I have driven past the entrance to Rumney Hill Gardens hundreds of times, in fact probably into the thousands. Most of those times, I’ve seen the little brown sign post announcing the attraction and thought ‘I should go in there and explore one day’. I regularly use a gym in Rumney on a Sunday morning, so one Sunday this month I decided that was the day, parked up my car on the main road and took my camera into the gardens.
If you haven’t looked at a map beforehand, you will get more than you bargained for. The gardens themselves are relatively small (although lovely and beautifully kept) and home to the local bowls club. The land was originally designated as a burial ground, but the gardens were instead established there in the late 1950s. A footpath then takes you onto the Rumney Trail and along the River Rhymney. Although they are pronounced the same to an English speaker, Rumney and Rhymney are two different places, the name of the river referencing the town of Rhymney that it flows through from it’s source in on the southern edge of the Brecon Beacons, before flowing through New Tredegar and entering Cardiff. Evetually, it meets the Severn Estuary. This estuary has the second highest tidal range of any coast in the world, which coincidentally I already knew because I happen to have visited number 1 and number 3 on the list, Alaska and Jersey.

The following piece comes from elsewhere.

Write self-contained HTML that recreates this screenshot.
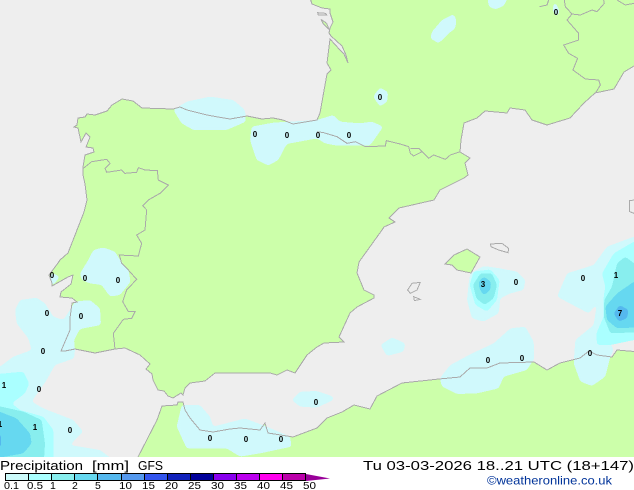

On the western side of the Rhymney Valley is the Howardian Local Nature Reserve. The area, a former landfill site, is now home to woodlands, wildflower meadows, ponds, reed beds and over 500 species including rare and vulnerable species. Back in the days of coal mining and iron producing in South Wales, the river would flow black with coal dust and hardly any wildlife could survive there at all. The water quality has improved massively over the past 40 years, although I did notice some grey dust on some of the lower trees and bushes next to the river which had obviously been left when the tide receded and gave it a slightly grubby look.
It was nice to take some time out to walk along the river and explore an area that is just a 10 minute drive from where I’ve lived for over 10 years, but yet that I didn’t know at all. It’s not the most beautiful scenery in Wales, but it is a very tranquil place and we are lucky to have such hidden little oases in a city the size of Cardiff. I also found some blackberry bushes on the trail, and although it’s quite late in the season now there was some fruit left and it was very tasty. I’m by far not an expert on foraging, but I can recognise blackberries. I was surprised to see that none of the berries had been picked, even the birds seem to have left them alone, and most of them had simply dried up in the heat. I will definitely be back earlier next year to collect lots more!